*Given task:* Check each line for the word "that" and give how many have it. Say nothing else.

*Provided data:*
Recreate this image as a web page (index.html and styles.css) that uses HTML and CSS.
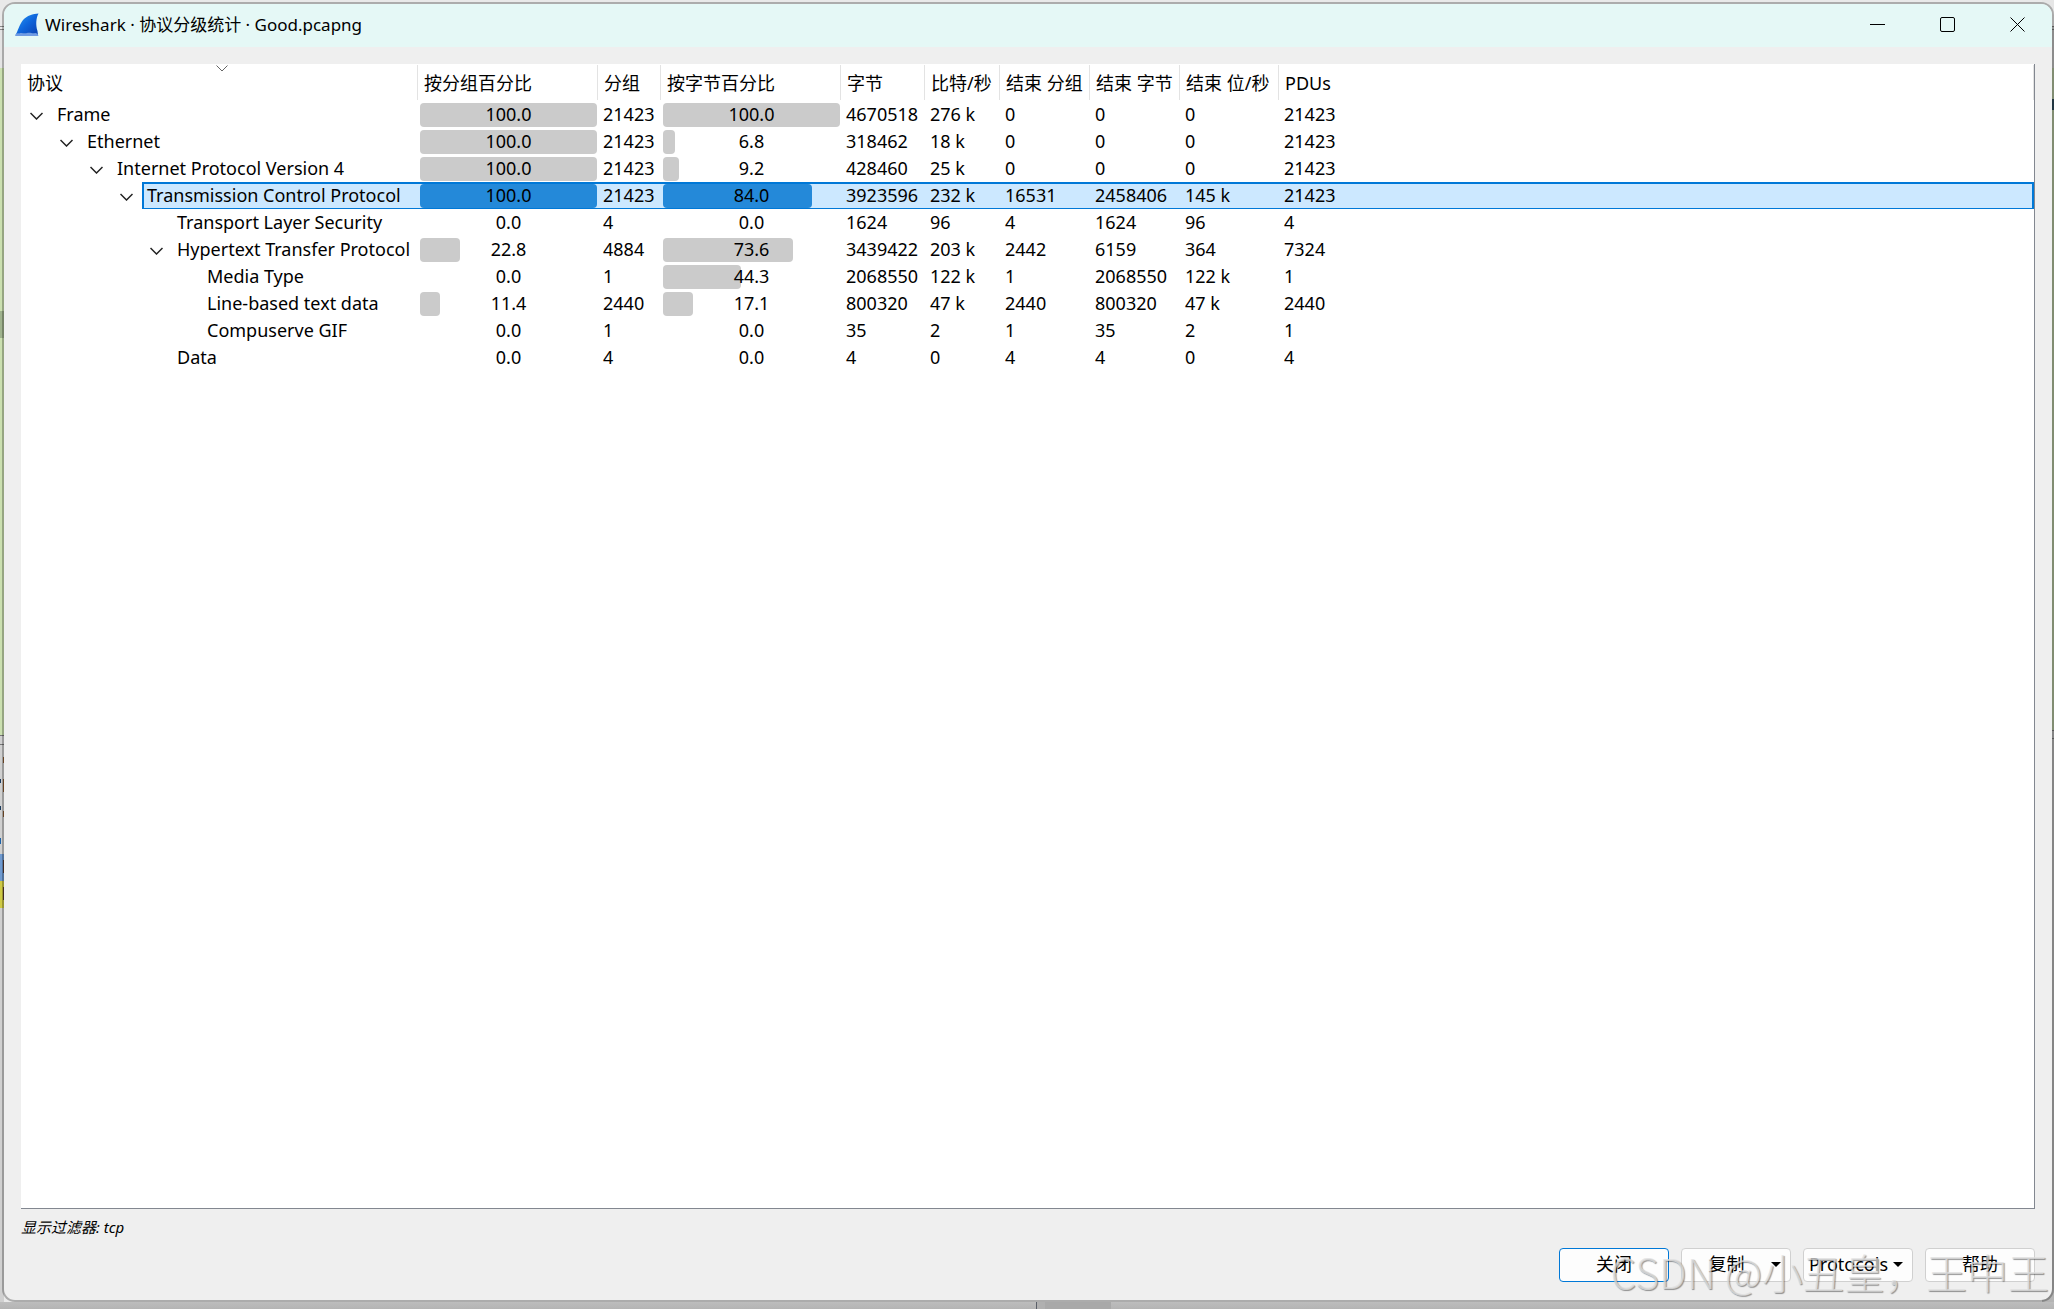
FILE: index.html
```html
<!DOCTYPE html>
<html lang="zh-CN">
<head>
<meta charset="utf-8">
<title>Wireshark · 协议分级统计 · Good.pcapng</title>
<link rel="stylesheet" href="styles.css">
</head>
<body>
<div class="window">
  <header class="titlebar">
    <svg class="logo" viewBox="0 0 24 24" aria-hidden="true">
      <defs><linearGradient id="fin" x1="0" y1="0" x2="1" y2="1"><stop offset="0" stop-color="#2a9df4"/><stop offset=".5" stop-color="#0f66dc"/><stop offset="1" stop-color="#0a3fae"/></linearGradient></defs>
      <path d="M.5 22C3 18 4 12 8 7 12 2.500 18 1 23.500 .5 21 5 20.500 12 22.500 18L23 22Z" fill="url(#fin)"/>
      <path d="M0 23C1 20.500 2 20 4 20.500 7 19 9 21 12 20 15 19 18 21 20 20 22 20 23 21 23.500 23Z" fill="#6f9be3"/>
    </svg>
    <h1 class="title">Wireshark · 协议分级统计 · Good.pcapng</h1>
    <div class="controls">
      <button class="control" type="button" aria-label="最小化"><svg viewBox="0 0 15 15"><path d="M0 7.500H15"/></svg></button>
      <button class="control" type="button" aria-label="最大化"><svg viewBox="0 0 15 15"><rect x=".5" y=".5" width="14" height="14" rx="1.500"/></svg></button>
      <button class="control" type="button" aria-label="关闭窗口"><svg viewBox="0 0 15 15"><path d="M.5 .5L14.500 14.500M14.500 .5L.5 14.500"/></svg></button>
    </div>
  </header>
  <main class="content">
    <div class="tree">
      <table class="stats">
        <colgroup><col class="c-name"><col class="c-bar"><col class="c-packets"><col class="c-bar"><col class="c-bytes"><col class="c-bits"><col class="c-end"><col class="c-end"><col class="c-endbits"><col></colgroup>
        <thead>
          <tr><th class="sorted">协议<svg class="sort" viewBox="0 0 12 7" aria-hidden="true"><path d="M.5 .5L6 6 11.500 .5"/></svg></th><th>按分组百分比</th><th>分组</th><th>按字节百分比</th><th>字节</th><th>比特/秒</th><th>结束 分组</th><th>结束 字节</th><th>结束 位/秒</th><th>PDUs</th></tr>
        </thead>
        <tbody>
          <tr><td class="name level-0"><div class="node"><button class="toggle" type="button" aria-label="折叠 Frame"><svg viewBox="0 0 13 8"><path d="M.5 1L6.500 7 12.500 1"/></svg></button><span class="label">Frame</span></div></td><td class="pct"><div class="meter"><div class="bar" style="width:100%"></div><span>100.0</span></div></td><td>21423</td><td class="pct"><div class="meter"><div class="bar" style="width:100%"></div><span>100.0</span></div></td><td>4670518</td><td>276 k</td><td>0</td><td>0</td><td>0</td><td>21423</td></tr>
          <tr><td class="name level-1"><div class="node"><button class="toggle" type="button" aria-label="折叠 Ethernet"><svg viewBox="0 0 13 8"><path d="M.5 1L6.500 7 12.500 1"/></svg></button><span class="label">Ethernet</span></div></td><td class="pct"><div class="meter"><div class="bar" style="width:100%"></div><span>100.0</span></div></td><td>21423</td><td class="pct"><div class="meter"><div class="bar" style="width:6.8%"></div><span>6.8</span></div></td><td>318462</td><td>18 k</td><td>0</td><td>0</td><td>0</td><td>21423</td></tr>
          <tr><td class="name level-2"><div class="node"><button class="toggle" type="button" aria-label="折叠 Internet Protocol Version 4"><svg viewBox="0 0 13 8"><path d="M.5 1L6.500 7 12.500 1"/></svg></button><span class="label">Internet Protocol Version 4</span></div></td><td class="pct"><div class="meter"><div class="bar" style="width:100%"></div><span>100.0</span></div></td><td>21423</td><td class="pct"><div class="meter"><div class="bar" style="width:9.2%"></div><span>9.2</span></div></td><td>428460</td><td>25 k</td><td>0</td><td>0</td><td>0</td><td>21423</td></tr>
          <tr class="selected"><td class="name level-3"><div class="node"><button class="toggle" type="button" aria-label="折叠 Transmission Control Protocol"><svg viewBox="0 0 13 8"><path d="M.5 1L6.500 7 12.500 1"/></svg></button><span class="label">Transmission Control Protocol</span></div></td><td class="pct"><div class="meter"><div class="bar" style="width:100%"></div><span>100.0</span></div></td><td>21423</td><td class="pct"><div class="meter"><div class="bar" style="width:84%"></div><span>84.0</span></div></td><td>3923596</td><td>232 k</td><td>16531</td><td>2458406</td><td>145 k</td><td>21423</td></tr>
          <tr><td class="name level-4"><div class="node leaf"><span class="label">Transport Layer Security</span></div></td><td class="pct"><div class="meter"><span>0.0</span></div></td><td>4</td><td class="pct"><div class="meter"><span>0.0</span></div></td><td>1624</td><td>96</td><td>4</td><td>1624</td><td>96</td><td>4</td></tr>
          <tr><td class="name level-4"><div class="node"><button class="toggle" type="button" aria-label="折叠 Hypertext Transfer Protocol"><svg viewBox="0 0 13 8"><path d="M.5 1L6.500 7 12.500 1"/></svg></button><span class="label">Hypertext Transfer Protocol</span></div></td><td class="pct"><div class="meter"><div class="bar" style="width:22.8%"></div><span>22.8</span></div></td><td>4884</td><td class="pct"><div class="meter"><div class="bar" style="width:73.6%"></div><span>73.6</span></div></td><td>3439422</td><td>203 k</td><td>2442</td><td>6159</td><td>364</td><td>7324</td></tr>
          <tr><td class="name level-5"><div class="node leaf"><span class="label">Media Type</span></div></td><td class="pct"><div class="meter"><span>0.0</span></div></td><td>1</td><td class="pct"><div class="meter"><div class="bar" style="width:44.3%"></div><span>44.3</span></div></td><td>2068550</td><td>122 k</td><td>1</td><td>2068550</td><td>122 k</td><td>1</td></tr>
          <tr><td class="name level-5"><div class="node leaf"><span class="label">Line-based text data</span></div></td><td class="pct"><div class="meter"><div class="bar" style="width:11.4%"></div><span>11.4</span></div></td><td>2440</td><td class="pct"><div class="meter"><div class="bar" style="width:17.1%"></div><span>17.1</span></div></td><td>800320</td><td>47 k</td><td>2440</td><td>800320</td><td>47 k</td><td>2440</td></tr>
          <tr><td class="name level-5"><div class="node leaf"><span class="label">Compuserve GIF</span></div></td><td class="pct"><div class="meter"><span>0.0</span></div></td><td>1</td><td class="pct"><div class="meter"><span>0.0</span></div></td><td>35</td><td>2</td><td>1</td><td>35</td><td>2</td><td>1</td></tr>
          <tr><td class="name level-4"><div class="node leaf"><span class="label">Data</span></div></td><td class="pct"><div class="meter"><span>0.0</span></div></td><td>4</td><td class="pct"><div class="meter"><span>0.0</span></div></td><td>4</td><td>0</td><td>4</td><td>4</td><td>0</td><td>4</td></tr>
        </tbody>
      </table>
    </div>
    <p class="hint">显示过滤器: tcp</p>
    <div class="actions">
      <button class="btn primary" type="button">关闭</button>
      <button class="btn menu" type="button"><span class="caption">复制</span><span class="caret"></span></button>
      <button class="btn menu" type="button"><span class="caption">Protocols</span><span class="caret"></span></button>
      <button class="btn" type="button">帮助</button>
    </div>
  </main>
</div>
<div class="watermark">CSDN @小丑皇，王中王</div>
</body>
</html>
```

FILE: styles.css
```css
* { box-sizing: border-box; }

body {
  margin: 0;
  height: 100vh;
  padding: 2px 0 7px 2px;
  position: relative;
  overflow: hidden;
  display: flex;
  font-family: "Noto Sans", "Noto Sans CJK SC", sans-serif;
  font-size: 18px;
  line-height: 22px;
  color: #000;
  /* slivers of the main window that show round the dialog */
  background:
    linear-gradient(90deg, transparent 1036px, #5a5f68 1036px 1037px, #b0b0b0 1037px 1045px, #a9a9a9 1045px 1111px, transparent 1111px) bottom / 100% 7px no-repeat,
    linear-gradient(#bdbdbd, #b4b4b4) bottom / 100% 7px no-repeat,
    linear-gradient(transparent 779px, #1b3a5c 779px 783px, transparent 783px 806px, #1b3a5c 806px 810px, transparent 810px 838px, #1d62a8 838px 844px, transparent 844px) left / 1px 100% no-repeat,
    linear-gradient(transparent 757px, #8a5a30 757px 763px, transparent 763px 779px, #8a5a30 779px 792px, transparent 792px 811px, #8a5a30 811px 817px, transparent 817px 860px, #5a3a30 860px 873px, transparent 873px 887px, #5a3a30 887px 900px, transparent 900px) 3px 0 / 1px 100% no-repeat,
    linear-gradient(#e9e9e9 26px, #888 26px 27px, #e9e9e9 27px 29px, #888 29px 30px, #e4e4e4 30px 68px, #cbe0b0 68px 311px, #9fb38d 311px 338px, #cbe0b0 338px 735px, #777 735px 736px, #d0d0d0 736px 744px, #777 744px 745px, #d0d0d0 745px 854px, #6f9ad0 854px 881px, #cfca45 881px 908px, #d0d0d0 908px) left / 4px 100% no-repeat,
    linear-gradient(#e6e6e6 26px, #777 26px 27px, #c4c4c4 27px 29px, #777 29px 30px, #bdbdbd 30px 68px, #aebf9a 68px 99px, #2f4a58 99px 110px, #aebf9a 110px 730px, #777 730px 731px, #b4b4b4 731px 738px, #777 738px 739px, #b4b4b4 739px) right / 12px 100% no-repeat,
    #e9e9e9;
}

.window {
  flex: 1;
  min-width: 0;
  display: flex;
  flex-direction: column;
  overflow: hidden;
  border: 2px solid rgba(0, 0, 0, .26);
  border-radius: 13px;
  background: #efefef;
  background-clip: padding-box;
}

.titlebar {
  display: flex;
  align-items: center;
  height: 43px;
  padding: 0 0 2px 11px;
  background: #e5f8f6;
}
.logo { width: 24px; height: 24px; }
.title {
  flex: 1;
  margin: 0 0 0 6px;
  font-size: 17px;
  font-weight: 400;
}
.controls { display: flex; align-self: stretch; }
.control {
  width: 70px;
  padding: 0;
  border: 0;
  background: none;
  display: grid;
  place-items: center;
}
.control svg { width: 15px; height: 15px; fill: none; stroke: #000; stroke-width: 1; }

.content {
  flex: 1;
  min-height: 0;
  display: flex;
  flex-direction: column;
  padding: 17px 17px 18px;
}

.tree {
  flex: 1;
  min-height: 0;
  overflow: hidden;
  background: #fff;
  border-right: 1px solid #828790;
  border-bottom: 1px solid #828790;
}

.stats {
  width: 100%;
  table-layout: fixed;
  border-collapse: separate;
  border-spacing: 0;
}
.c-name { width: 397px; }
.c-bar { width: 180px; }
.c-packets { width: 63px; }
.c-bytes { width: 84px; }
.c-bits { width: 75px; }
.c-end { width: 90px; }
.c-endbits { width: 99px; }

.stats th {
  height: 37px;
  padding: 0 0 0 6px;
  font-weight: 400;
  text-align: left;
  white-space: nowrap;
  background: linear-gradient(#e3e3e3, #e3e3e3) right center / 1px 35px no-repeat;
}
.sorted { position: relative; }
.sort {
  position: absolute;
  top: 1px;
  left: calc(50% - 4px);
  width: 12px;
  height: 7px;
  fill: none;
  stroke: #666;
}

.stats td {
  height: 27px;
  padding: 2px 0 3px 5px;
  vertical-align: top;
  white-space: nowrap;
}
.stats td.name { padding-top: 0; padding-bottom: 0; }
.stats td.level-0 { padding-left: 0; }
.stats td.level-1 { padding-left: 30px; }
.stats td.level-2 { padding-left: 60px; }
.stats td.level-3 { padding-left: 90px; }
.stats td.level-4 { padding-left: 120px; }
.stats td.level-5 { padding-left: 150px; }

.node { display: flex; height: 27px; }
.leaf { padding-left: 31px; }
.toggle {
  width: 31px;
  padding: 2px 0 0;
  border: 0;
  background: none;
  display: grid;
  place-items: center;
}
.toggle svg { width: 13px; height: 8px; fill: none; stroke: #222; stroke-width: 1.5; }
.label { flex: 1; padding: 2px 0 3px 5px; }

.stats td.pct { padding: 2px 1px 1px 2px; }
.meter { display: grid; height: 24px; }
.meter > * { grid-area: 1 / 1; }
.meter span { text-align: center; }
.bar { background: #cbcbcb; border-radius: 4px; }

.selected td:not(.name), .selected .label {
  background: #cce8ff;
  border-top: 2px solid #0078d7;
  border-bottom: 1px solid #0078d7;
}
.stats .selected td:not(.name) { padding-top: 0; padding-bottom: 0; }
.selected .label { padding: 0 0 0 3px; border-left: 2px solid #0078d7; }
.selected td:last-child { border-right: 2px solid #0078d7; }
.selected .bar { background: #2489d9; }

.hint {
  margin: 7px 0 9px;
  font-size: 15px;
  font-style: italic;
  line-height: 23px;
}

.actions { display: flex; justify-content: flex-end; gap: 12px; }
.btn {
  width: 110px;
  height: 34px;
  padding: 0 0 2px;
  border: 1px solid #d0d0d0;
  border-radius: 4px;
  background: #fdfdfd;
  font: inherit;
  color: #000;
}
.primary { border-color: #0078d7; }
.menu { display: flex; align-items: center; padding: 0 9px 2px 0; }
.caption { flex: 1; text-align: center; }
.caret {
  border: 5px solid transparent;
  border-top-color: #000;
  border-bottom: 0;
}

.watermark {
  position: absolute;
  right: 5px;
  bottom: 14px;
  font-family: "Noto Sans CJK SC", sans-serif;
  font-size: 41px;
  font-weight: 300;
  line-height: 48px;
  color: rgba(225, 225, 225, .75);
  text-shadow: 1px 1px 1px rgba(0, 0, 0, .4);
  white-space: nowrap;
  pointer-events: none;
}
```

*The completed task:* 2